Willie & Lobo
World Music
Willie & Lobo is a World Music musical duet composed of Willie Royal (violin) and Wolfgang “Lobo” Fink (guitar). Meeting in 1983, Willie & Lobo produced 10 albums before disbanding in early 2007. However, they are reuniting for a tour that includes a stop at Anthology.
Willie Royal was born in El Paso, Texas, the son of an Air Force lieutenant colonel. His travels took him to Turkey, Germany, France and Florida and other exotic places.
At the age of eight he began classical violin lessons, quickly becoming proficient enough to become the concertmaster of his high school orchestra. Inspired by the music of Jean-Luc Ponty, Stephane Grappelli and It’s A Beautiful Day, as well as sitting in with Gregg Allman and Dickey Betts, Willie traveled the world, absorbing numerous musical styles before moving to Mexico in the ’80s.
Wolfgang “Lobo” Fink was born in the Bavarian town of Teisendorf. At 18, while in the German navy, he picked up his first guitar. Listening to a album by gypsy guitarist Manitas de Plata drew him to the music.
Upon leaving the navy, he found de Plata in a gypsy camp in Southern France and spent a while with him and his people. Returning to Germany, Lobo formed a flamenco group named Lailo, touring Europe for three years and helping to popularize the modern gypsy sound. His searches led him to Granada, Spain, living with gypsies in the caves of Sacromonte and studying their ways. He traveled to Mexico in 1980 as a solo act.

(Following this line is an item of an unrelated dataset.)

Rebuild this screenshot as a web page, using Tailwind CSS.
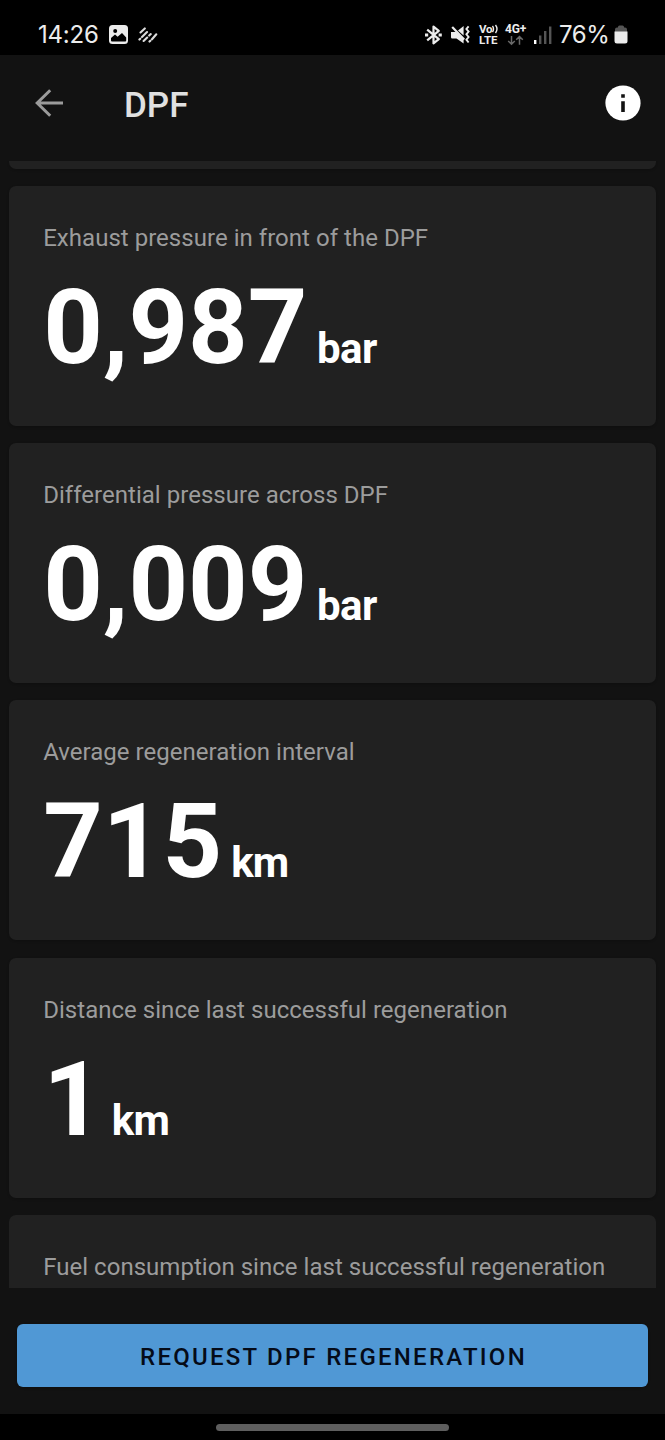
<!DOCTYPE html>
<html lang="en">
  <head>
    <meta charset="UTF-8" />
    <meta name="viewport" content="width=device-width, initial-scale=1.0" />
    <title>DPF</title>

    <!-- Tailwind CSS for styling -->
    <script src="https://cdn.jsdelivr.net/npm/@tailwindcss/browser@4"></script>
  </head>
  <body
    class="flex flex-col h-[1440px] w-[665px] overflow-hidden bg-[#121212] font-['Roboto',sans-serif] text-white"
  >
    <!-- Status bar -->
    <div
      class="flex items-center h-[54.5px] shrink-0 bg-black pt-[15px] pl-[38px] pr-[37px] font-['Inter',sans-serif] text-[#ececec]"
    >
      <span class="w-[71px] text-[24px] leading-[40px] tracking-[-0.2px]">14:26</span>
      <!-- Picture notification -->
      <svg class="w-[19px] h-[19px]" viewBox="0 0 19 19">
        <rect width="19" height="19" rx="3.5" fill="#ececec" />
        <circle cx="6.2" cy="6" r="2" fill="#000" />
        <path d="M2 15.5v-2.5l4-3.6 2.6 2.4L13 8l4.2 4.5v3q0 1-1 1H3q-1 0-1-1z" fill="#000" />
      </svg>
      <!-- Diagonal strokes notification -->
      <svg
        class="w-[20px] h-[16px] ml-[10px]"
        viewBox="0 0 20 16"
        fill="none"
        stroke="#dcdcdc"
        stroke-width="2.1"
        stroke-linecap="round"
      >
        <path d="M2.5 5.5 6.8 1.4M1.4 12.6l.9-.9M4 9.9l5-4.8M5.6 14l3.6-3.5M11.2 8.6l1.6-1.5M11.5 14.6l.9-.9M14 12.3l4.3-5" />
      </svg>

      <div class="flex items-center ml-auto">
        <!-- Bluetooth -->
        <svg class="w-[17px] h-[20px]" viewBox="0 0 17 20" fill="none" stroke="#ececec" stroke-width="2.2">
          <path d="M2.2 4.6 13.8 14.2 8.5 18.4V1.6L13.8 5.8 2.2 15.4" stroke-linejoin="round" />
          <path d="M0 10h3.2M13.6 10h3.2" stroke-width="2.8" />
        </svg>
        <!-- Muted, vibrate -->
        <svg class="w-[19px] h-[20px] ml-[9px]" viewBox="0 0 19 20" fill="none">
          <path d="M0 7h5L12.6 14v4.5L5.5 13.5H1.2Q0 13.5 0 12.3zM7 5.4 12.6 1v9.6z" fill="#ececec" />
          <path d="M1.2 2 13.2 14.4" stroke="#ececec" stroke-width="2.2" />
          <path d="M17.6 1.4 15.4 4l2.2 2.6-2.2 2.7 2.2 2.7-2.2 2.7 2.2 2.8" stroke="#ececec" stroke-width="1.9" />
        </svg>
        <div class="ml-[9px] w-[21px] font-['Roboto',sans-serif] text-[11.5px] leading-[11px] font-bold">
          <div class="flex items-center">
            <span class="tracking-[-0.3px]">Vo</span>
            <svg class="w-[7px] h-[10px]" viewBox="0 0 7 10" fill="none" stroke="#ececec" stroke-width="1.4">
              <path d="M.5 2q2 3 0 6M3.500 1q3 4 0 8" />
            </svg>
          </div>
          <div>LTE</div>
        </div>
        <div class="ml-[5px] w-[23px]">
          <div class="font-['Roboto',sans-serif] text-[12px] leading-[11px] font-bold tracking-[-0.2px]">4G+</div>
          <svg class="w-[22px] h-[11px]" viewBox="0 0 22 11" fill="none" stroke="#686868" stroke-width="1.5">
            <path d="M6.5 1v8M3.2 6l3.3 3.2L9.8 6M14.5 9.8V2M11.2 4.8l3.3-3.2 3.3 3.2" />
          </svg>
        </div>
        <!-- Signal -->
        <svg class="w-[18px] h-[18px] ml-[6px]" viewBox="0 0 18 18">
          <rect x="0" y="14" width="2.4" height="4" fill="#fff" />
          <path d="M5 9.5h2.4V18H5zM10 5h2.4v13H10zM15 .5h2.4V18H15z" fill="#555" />
        </svg>
        <span class="ml-[7px] w-[55px] text-[24px] leading-[40px] tracking-[-0.4px]">76%</span>
        <!-- Battery -->
        <svg class="w-[14px] h-[19px]" viewBox="0 0 14 19">
          <path d="M1 7V4.5Q1 2.5 3 2.5h1V2q0-1.5 1.5-1.5h3Q10 .5 10 2v.5h1q2 0 2 2V7z" fill="#555" />
          <path d="M.5 6.5h13V16q0 2.5-2.5 2.5H3Q.5 18.5.5 16z" fill="#ececec" />
        </svg>
      </div>
    </div>

    <!-- App bar -->
    <header class="flex items-center h-[106px] shrink-0 pl-[35px] pr-[24px] pb-[9px]">
      <svg class="w-[28px] h-[28px]" viewBox="0 0 28 28" fill="none" stroke="#9b9b9b" stroke-width="3">
        <path d="M28 14H3M15.2 1.2 2.2 14l13 12.8" />
      </svg>
      <h1 class="ml-[61px] text-[35px] leading-[40px] font-medium text-[#e0e0e0] pt-[5px]">DPF</h1>
      <svg class="w-[36px] h-[36px] ml-auto" viewBox="0 0 36 36">
        <circle cx="18" cy="18" r="17.6" fill="#fff" />
        <path d="M16.2 9.3h3.6v3.5h-3.6zM16.2 16.3h3.6v10.6h-3.6z" fill="#121212" />
      </svg>
    </header>

    <!-- Readings -->
    <main class="flex flex-col gap-[17.3px] h-[1127.5px] shrink-0 overflow-hidden px-[8.7px]">
      <div class="h-[8px] shrink-0 rounded-b-[7px] bg-[#212121] shadow-sm"></div>

      <section class="h-[240px] shrink-0 rounded-[7px] bg-[#212121] shadow-sm px-[34.5px] pt-[38px]">
        <h2 class="text-[24px] leading-[28px] tracking-[0.03px] text-[#9c9c9c]">Exhaust pressure in front of the DPF</h2>
        <p class="mt-[24px] text-[104px] leading-[104px] font-bold">0,987<span class="ml-[9.5px] text-[42px] leading-none tracking-[-0.5px]">bar</span></p>
      </section>

      <section class="h-[240px] shrink-0 rounded-[7px] bg-[#212121] shadow-sm px-[34.5px] pt-[38px]">
        <h2 class="text-[24px] leading-[28px] tracking-[0.03px] text-[#9c9c9c]">Differential pressure across DPF</h2>
        <p class="mt-[24px] text-[104px] leading-[104px] font-bold">0,009<span class="ml-[9.5px] text-[42px] leading-none tracking-[-0.5px]">bar</span></p>
      </section>

      <section class="h-[240px] shrink-0 rounded-[7px] bg-[#212121] shadow-sm px-[34.5px] pt-[38px]">
        <h2 class="text-[24px] leading-[28px] tracking-[0.03px] text-[#9c9c9c]">Average regeneration interval</h2>
        <p class="mt-[24px] text-[104px] leading-[104px] font-bold">715<span class="ml-[9px] text-[42px] leading-none tracking-[-0.8px]">km</span></p>
      </section>

      <section class="h-[240px] shrink-0 rounded-[7px] bg-[#212121] shadow-sm px-[34.5px] pt-[38px]">
        <h2 class="text-[24px] leading-[28px] tracking-[0.03px] text-[#9c9c9c]">Distance since last successful regeneration</h2>
        <p class="mt-[24px] text-[104px] leading-[104px] font-bold">1<span class="ml-[9px] text-[42px] leading-none tracking-[-0.8px]">km</span></p>
      </section>

      <section class="h-[240px] shrink-0 rounded-[7px] bg-[#212121] px-[34.5px] pt-[38px]">
        <h2 class="text-[24px] leading-[28px] tracking-[0.03px] text-[#9c9c9c]">Fuel consumption since last successful regeneration</h2>
      </section>
    </main>

    <!-- Action -->
    <div class="h-[126px] shrink-0 px-[17px] pt-[36px]">
      <button
        class="w-full h-[63px] rounded-[6px] bg-[#5098d5] shadow-sm text-[24px] leading-[28px] font-medium tracking-[2.25px] text-[#050b18] pt-[2px] pl-[2px]"
      >
        REQUEST DPF REGENERATION
      </button>
    </div>

    <!-- Gesture bar -->
    <div class="flex-1 bg-black pt-[10px]">
      <div class="mx-auto h-[7px] w-[233px] rounded-full bg-[#5e5e5e]"></div>
    </div>
  </body>
</html>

The pair first met in San Miguel de Allende, Mexico, where they were both working at Mama Mia’s restaurant. Willie on fiddle and Lobo on flamenco guitar jammed on occasion, searching for an individual sound. The owner of a local bar they were both playing at suggested they perform together.
Virtually one listen or one concert was all it took for many fans to become lost in their sound, which Royal describes as somehow sounding like it was made by four musicians instead of two.
Willie & Lobo had been playing together for several years before being picked up by Mesa/ Bluemoon for American release in 1993.
That year, “Gypsy Boogaloo” was released in the States and reached No. 2 on the world charts. Worldwide exposure followed soon after, almost a given considering the duo’s inclusion of several different national forms.
Further albums followed: 1994’s “Fandango Nights,” 1995’s “Between the Waters,” 1996’s “The Music of Puerto Vallarta Squeeze” and 1997’s “Caliente.”
After a short hiatus, the duo regrouped in 1999 for the typically eclectic “Wild Heart,” followed by “Siete” in mid-2000 and “Live In Concert.” A compilation, “Gypsy Romance: Exotic Flamenco Guitar and Violin” appeared in 2005 and “Zambra,” a Gypsy word meaning a gathering of musical merriment that is also a dance done by the women of Spain) appeared in early 2006.
When not touring or recording, Willie and Lobo are likely to be found catching a wave near their homes, Willie on the West Coast of Florida and Lobo on the Mexican coast. These two “rockin’ surfin’ gypsy dudes” have had their music used in the surfing documentary, “Blazing Longboards,” and continue to name songs after their favorite surfing spots.